A modern server CPU and a datacenter GPU are both made of transistors on similar process nodes, but they spend those transistors on opposite goals.
- CPU is a latency machine: it is built to finish a single stream of instructions as quickly as possible.
- GPU is a throughput machine: it is built to finish an enormous number of identical operations per unit time, and it does not care how long any single one takes.

That difference cascades into the whole chip.
This is the first part of a GPU programming series. It focuses on building the mental models required to understand modern GPU systems: compute, memory hierarchies, collective communication, distributed training, orchestration, and inference. With that foundation established, later parts move beyond conceptual explanations into real implementations, writing kernels, analyzing performance, and reconstructing the core algorithms that power modern GPU software stacks. The goal is not to memorize CUDA APIs, but to develop an intuition for how GPU hardware executes code and why high-performance kernels are designed the way they are.
A CPU core devotes most of its area to making one thread fast: deep out-of-order pipelines, branch predictors, speculative execution, and above all large caches (tens of megabytes of L3) to keep that thread fed without waiting on DRAM.
A GPU inverts the ratio. It spends its area on arithmetic units, packs thousands of them onto the die, and accepts that any individual operation will stall waiting on memory.
It hides that stall not with a cache but with sheer parallelism: when one group of threads stalls on a memory load, the hardware instantly switches to another group that is ready to run.
For context, an NVIDIA H100 (SXM5) has 132 streaming multiprocessors, each capable of holding up to 64 warps (2,048 threads) resident simultaneously. That is over 250,000 threads in flight on one GPU, while a high-end server CPU runs perhaps 128–256 hardware threads total.
Let's have a look at what we discussed so far:

This also has a precise quantitative form.
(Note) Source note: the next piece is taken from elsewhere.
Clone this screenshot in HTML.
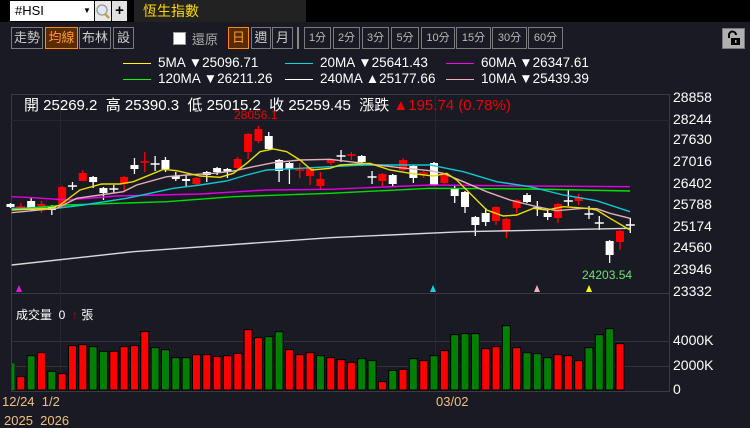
<!DOCTYPE html>
<html><head><meta charset="utf-8"><style>
*{margin:0;padding:0;box-sizing:border-box}
body{width:750px;height:423px;background:#1a1a24;overflow:hidden;position:relative;font-family:"Liberation Sans","Noto Sans CJK TC",sans-serif;color:#fff}
.abs{position:absolute}
.btn{position:absolute;top:27px;height:22px;border:1px solid #7a7a7a;color:#ccc;font-size:13px;line-height:20px;text-align:center}
.on{background:#5a2a00;border-color:#ff8a1a;color:#ff9a30}
.sm{font-size:11px;color:#bbb}
.leg{position:absolute;font-size:13.5px;color:#fff;white-space:nowrap}
.ln{position:absolute;height:1px;width:28px}
.ax{position:absolute;left:673px;font-size:14px;color:#fff}
</style></head><body>
<div class="abs" style="left:0;top:0;width:750px;height:22px;background:#000"></div>
<div class="abs" style="left:10px;top:1px;width:84px;height:20px;background:#fff;color:#000;font-size:13px;line-height:20px;padding-left:5px">#HSI<span style="position:absolute;left:73px;top:0;font-size:8px">▼</span></div>
<div class="abs" style="left:95px;top:1px;width:16px;height:20px;background:#e8e8e8"><svg width="16" height="20"><circle cx="7" cy="9" r="5" fill="#dfe8f0" stroke="#999" stroke-width="1.3"/><line x1="10" y1="13" x2="14" y2="17" stroke="#c8a040" stroke-width="2.5"/></svg></div>
<div class="abs" style="left:112px;top:1px;width:15px;height:20px;background:#e0e0e0;color:#000;font-size:15px;font-weight:bold;line-height:20px;text-align:center">+</div>
<div class="abs" style="left:134px;top:0;width:172px;height:22px;background:#222;color:#ffd800;font-size:14px;line-height:22px;padding-left:9px">恆生指數</div>

<div class="btn" style="left:11px;width:32px">走勢</div>
<div class="btn on" style="left:45px;width:33px">均線</div>
<div class="btn" style="left:79px;width:32px">布林</div>
<div class="btn" style="left:113px;width:21px">設</div>
<div class="abs" style="left:173px;top:32px;width:13px;height:13px;background:#fff;border:1px solid #999"></div>
<div class="abs" style="left:192px;top:29px;font-size:13px;color:#aaa">還原</div>
<div class="btn on" style="left:228px;width:21px">日</div>
<div class="btn" style="left:251px;width:20px">週</div>
<div class="btn" style="left:272px;width:21px">月</div>
<div class="abs" style="left:297px;top:27px;width:2px;height:22px;background:#888"></div>
<div class="btn sm" style="left:304px;width:27px">1分</div>
<div class="btn sm" style="left:333px;width:27px">2分</div>
<div class="btn sm" style="left:362px;width:27px">3分</div>
<div class="btn sm" style="left:391px;width:28px">5分</div>
<div class="btn sm" style="left:421px;width:34px">10分</div>
<div class="btn sm" style="left:456px;width:35px">15分</div>
<div class="btn sm" style="left:492px;width:35px">30分</div>
<div class="btn sm" style="left:528px;width:35px">60分</div>
<div class="abs" style="left:722px;top:28px;width:23px;height:21px;background:#b0b0b0;border:1px solid #777"><svg width="22" height="20"><path d="M6 9 V6 a3.5 3.5 0 0 1 7 0" fill="none" stroke="#000" stroke-width="2"/><rect x="8" y="9" width="9" height="7" fill="#000"/><rect x="12" y="11" width="1.5" height="3" fill="#b0b0b0"/></svg></div>

<div class="ln" style="left:123px;top:63px;background:#ff0"></div><div class="leg" style="left:158px;top:55px">5MA ▼25096.71</div>
<div class="ln" style="left:285px;top:63px;background:#0dd"></div><div class="leg" style="left:320px;top:55px">20MA ▼25641.43</div>
<div class="ln" style="left:446px;top:63px;background:#f0f"></div><div class="leg" style="left:481px;top:55px">60MA ▼26347.61</div>
<div class="ln" style="left:123px;top:79px;background:#0f0"></div><div class="leg" style="left:158px;top:71px">120MA ▼26211.26</div>
<div class="ln" style="left:285px;top:79px;background:#fff"></div><div class="leg" style="left:320px;top:71px">240MA ▲25177.66</div>
<div class="ln" style="left:446px;top:79px;background:#f0b0b8"></div><div class="leg" style="left:481px;top:71px">10MA ▼25439.39</div>

<svg class="abs" style="left:0;top:0" width="750" height="423" id="c">
<rect x="11.5" y="94.5" width="658" height="297" fill="none" stroke="#3a3a44"/>
<line x1="11" y1="293.5" x2="670" y2="293.5" stroke="#3a3a44"/>
<line x1="60.5" y1="95" x2="60.5" y2="391" stroke="#262630"/>
<line x1="435.5" y1="95" x2="435.5" y2="391" stroke="#262630"/>
<line x1="11" y1="341.5" x2="670" y2="341.5" stroke="#333"/>
<line x1="11" y1="366.5" x2="670" y2="366.5" stroke="#333"/>
<line x1="11" y1="120.5" x2="670" y2="120.5" stroke="#262630"/>
<g id="g"></g>
<polygon points="16,292 19,285 22,292" fill="#e020e0"/>
<polygon points="430,292 433,285 436,292" fill="#20d0e0"/>
<polygon points="534,292 537,285 540,292" fill="#f0b0c0"/>
<polygon points="586,292 589,285 592,292" fill="#ff0"/>
</svg>

<div class="abs" style="left:24px;top:94px;font-size:15px;color:#fff;white-space:nowrap">開 25269.2&nbsp; 高 25390.3&nbsp; 低 25015.2&nbsp; 收 25259.45&nbsp; 漲跌 <span style="color:#e00">▲195.74 (0.78%)</span></div>
<div class="abs" style="left:234px;top:108px;font-size:12px;color:#e00">28056.1</div>
<div class="abs" style="left:582px;top:268px;font-size:12px;color:#70e070">24203.54</div>
<div class="ax" style="top:89px">28858</div><div class="ax" style="top:111px">28244</div><div class="ax" style="top:131px">27630</div><div class="ax" style="top:153px">27016</div><div class="ax" style="top:175px">26402</div><div class="ax" style="top:196px">25788</div><div class="ax" style="top:218px">25174</div><div class="ax" style="top:239px">24560</div><div class="ax" style="top:261px">23946</div><div class="ax" style="top:283px">23332</div>
<div class="ax" style="top:332px">4000K</div><div class="ax" style="top:357px">2000K</div><div class="ax" style="top:381px">0</div>
<div class="abs" style="left:16px;top:306px;font-size:12px;color:#fff">成交量&nbsp; 0 &nbsp;<span style="color:#c00">↑</span> 張</div>
<div class="abs" style="left:2px;top:394px;font-size:13px;color:#f0c080">12/24 &nbsp;1/2</div>
<div class="abs" style="left:436px;top:394px;font-size:13px;color:#f0c080">03/02</div>
<div class="abs" style="left:4px;top:413px;font-size:13px;color:#f0c080">2025 &nbsp;2026</div>
<script>
var g=document.getElementById('g'),h='';
var vol=[[220,'g'],[260,'r'],[197,'g'],[188,'r'],[244,'g'],[251,'r'],[167,'r'],[164,'r'],[170,'g'],[184,'g'],[184,'r'],[170,'r'],[167,'r'],[125,'r'],[173,'g'],[179,'g'],[203,'g'],[203,'g'],[194,'r'],[194,'r'],[200,'r'],[197,'r'],[190,'r'],[119,'r'],[143,'r'],[140,'g'],[125,'g'],[179,'r'],[194,'r'],[188,'r'],[197,'g'],[203,'r'],[209,'r'],[217,'r'],[206,'g'],[212,'g'],[275,'r'],[241,'g'],[238,'r'],[206,'g'],[212,'r'],[197,'g'],[182,'r'],[134,'g'],[131,'g'],[131,'g'],[176,'r'],[170,'r'],[107,'g'],[173,'r'],[188,'g'],[191,'g'],[203,'g'],[194,'r'],[197,'r'],[212,'r'],[173,'g'],[134,'g'],[116,'g'],[161,'r']];
function X(i){return 10.5+i*10.33;}
vol.forEach(function(v,i){var y=290+v[0]/3,x=X(i);if(x<12){h+='<rect x="12" y="'+y+'" width="'+(x+4-12)+'" height="'+(390-y)+'" fill="#008000"/>';return;}
h+='<rect x="'+(x-4)+'" y="'+y+'" width="8" height="'+(390-y)+'" fill="'+(v[1]=='r'?'#ff0000':'#008000')+'" stroke="#000" stroke-width="1"/>';});
var C=[['w',204,207,203,208],['x',207,207,203,210],['w',201,210,197,211],['r',204,210,201,213],['w',206,210,205,215],['r',187,207,186,208],['c',186,186,182,190],['r',173,181,170,181],['w',177,182,176,188],['w',188,193,187,200],['c',189,189,185,193],['r',177,184,176,192],['w',165,169,158,174],['x',162,162,152,172],['c',164,164,156,171],['w',160,169,157,172],['w',176,179,172,181],['w',179,181,175,187],['r',178,184,177,185],['w',172,175,171,182],['w',168,172,167,175],['w',169,172,168,178],['r',159,168,157,170],['r',134,152,133,159],['r',129,141,126,143],['w',136,149,132,150],['w',160,171,159,182],['w',163,169,162,184],['x',170,170,163,178],['r',168,176,167,185],['r',179,186,172,189],['r',160,163,159,165],['c',156,156,150,162],['x',155,155,152,160],['w',156,162,155,166],['c',177,177,171,184],['r',174,181,173,186],['w',175,184,174,187],['r',160,170,158,171],['w',166,178,165,183],['x',173,173,170,178],['w',163,185,162,186],['r',175,183,174,184],['w',188,196,185,203],['w',192,207,191,213],['w',217,225,216,236],['w',213,222,208,226],['r',207,221,206,225],['r',219,231,218,238],['r',200,208,199,213],['w',195,202,193,203],['c',208,208,201,216],['w',213,217,210,220],['r',204,218,203,223],['c',201,201,190,206],['r',197,201,194,205],['c',214,214,206,219],['c',223,223,216,230],['w',241,255,240,263],['r',231,242,230,250],['c',225,225,218,233]];
C.forEach(function(c,i){var x=X(i),col=(c[0]=='r'||c[0]=='x')?'#ff0000':'#ffffff';
h+='<line x1="'+x+'" y1="'+c[3]+'" x2="'+x+'" y2="'+c[4]+'" stroke="'+col+'" stroke-width="1.3"/>';
if(c[0]=='c'||c[0]=='x')h+='<line x1="'+(x-4.5)+'" y1="'+c[1]+'" x2="'+(x+4.5)+'" y2="'+c[1]+'" stroke="'+col+'" stroke-width="1.5"/>';
else h+='<rect x="'+(x-4)+'" y="'+c[1]+'" width="8" height="'+Math.max(2,c[2]-c[1])+'" fill="'+col+'"/>';});
function L(a,b,col){var p=[];a.forEach(function(q){p.push((q[0]/3)+','+(110+q[1]/3));});b.forEach(function(q){p.push((330+q[0]/3)+','+(110+q[1]/3));});
h+='<polyline points="'+p.join(' ')+'" fill="none" stroke="'+col+'" stroke-width="1.4"/>';}
L([[35,465],[400,425],[990,383]],[[0,383],[400,365],[900,355]],'#d8d8d8');
L([[35,298],[200,285],[500,275],[700,260],[990,250]],[[0,250],[300,235],[600,237],[900,243]],'#00e000');
L([[35,260],[100,263],[200,270],[350,258],[600,252],[800,240],[990,238]],[[0,238],[300,225],[600,228],[900,230]],'#e000e0');
L([[35,295],[170,295],[250,285],[380,265],[450,250],[520,235],[600,225],[680,213],[740,195],[800,180],[900,175],[990,170]],[[0,170],[100,165],[300,165],[400,185],[500,215],[600,230],[700,255],[800,272],[900,305]],'#10c8d0');
L([[35,308],[170,295],[230,265],[300,255],[370,245],[410,225],[500,200],[560,195],[640,190],[700,183],[760,170],[820,158],[900,150],[990,148]],[[0,148],[100,160],[200,172],[300,182],[340,190],[400,215],[470,245],[540,270],[620,290],[680,302],[760,295],[800,296],[840,310],[900,325]],'#e0b0b8');
L([[35,300],[150,295],[180,285],[240,240],[305,222],[360,222],[400,215],[490,178],[530,182],[600,198],[660,202],[700,190],[740,160],[780,125],[820,117],[860,125],[900,150],[935,180],[990,175]],[[0,175],[30,165],[120,160],[180,180],[240,190],[310,198],[350,190],[380,210],[420,250],[470,300],[520,318],[560,315],[610,295],[650,300],[700,290],[770,295],[800,300],[840,325],[900,360]],'#e8e000');
g.innerHTML=h;
</script>
</body></html>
Little's Law, from queueing theory, relates the number of items simultaneously in a system to the rate they flow through and how long each stays:
L = λW
Concurrency L (items in flight) equals arrival/throughput rate λ times residence time W. To sustain a throughput λ when each operation takes W to complete, you must keep L = λW operations in flight at all times.
Say you are running a web server that handles requests, where each request takes 200 ms (0.2 seconds), and you want to process 500 requests per second. Using Little's Law:
- L = 500 × 0.2 = 100
This means your server must have 100 requests in progress simultaneously. If it only processes 20 requests at a time, it cannot reach 500 requests/second because each request stays busy for 0.2 seconds.
Now let's apply this to memory. To saturate HBM bandwidth, the number of bytes in flight must equal the bandwidth–latency product. This is the memory-system form of Little's Law, and it dictates the minimum parallelism (the memory-level parallelism) your kernel needs.
Bytes in flight needed to saturate H100 HBM:
- Take HBM bandwidth λ = 3.35 × 10¹² B/s (H100 HBM3 peak) and memory latency W ≈ 400 cycles, a representative global-memory latency.
- Convert latency to seconds at a ~1.5 GHz memory clock: W ≈ 400 / (1.5 × 10⁹) ≈ 2.67 × 10⁻⁷ s ≈ 267 ns. The clock is approximate; the point is the order of magnitude.
- Bytes in flight: L = λW = 3.35 × 10¹² × 2.67 × 10⁻⁷ ≈ 8.9 × 10⁵ bytes ≈ 890 KB must be in the pipe simultaneously to hide the latency.
- At 128 bytes per coalesced warp transaction, that is 8.9 × 10⁵ / 128 ≈ 6,900 outstanding warp-loads, out of a hardware maximum of 132 × 64 = 8,448 resident warps. You must keep the GPU ~80% full of memory-issuing warps just to saturate HBM, which is precisely why high occupancy matters for memory-bound kernels.
We said more warps hide more latency, and Little's Law makes it falsifiable: if your kernel keeps fewer than ~7,000 memory operations in flight, it cannot reach peak HBM bandwidth no matter how fast the memory is.
This is also why latency-bound kernels with low occupancy leave bandwidth on the table: they violate L = λW.
SIMT: how a GPU actually executes
NVIDIA calls its model SIMT (Single Instruction, Multiple Thread). It is a cousin of the SIMD (vector) model in CPUs, but with a crucial software-facing difference: you write code as if each thread is independent and scalar, and the hardware groups threads together and executes them in lockstep behind the scenes.
The unit of lockstep execution is the warp: exactly 32 threads on every NVIDIA GPU to date. All 32 threads in a warp share one program counter and issue the same instruction in the same cycle, each operating on its own data in its own registers.
The warp is the true atom of scheduling. The hardware never schedules a single thread, only warps. Threads are organized in a strict hierarchy, and every level maps to a physical resource.
- Thread: the scalar unit you write code for; has its own registers and program-counter state; maps to a lane in a warp.
- Warp: 32 threads executed in lockstep, the unit the SM schedulers actually dispatch. This is not exposed in source, but it governs performance.
- Thread block (CTA): up to 1,024 threads; resides entirely on one SM, shares that SM's fast shared memory, and can synchronize with
__syncthreads(). - Thread-block cluster: Hopper/Blackwell only; a group of blocks on neighbouring SMs that can address each other's shared memory (distributed shared memory).
- Grid: all the blocks launched by one kernel, spread across every SM on the GPU.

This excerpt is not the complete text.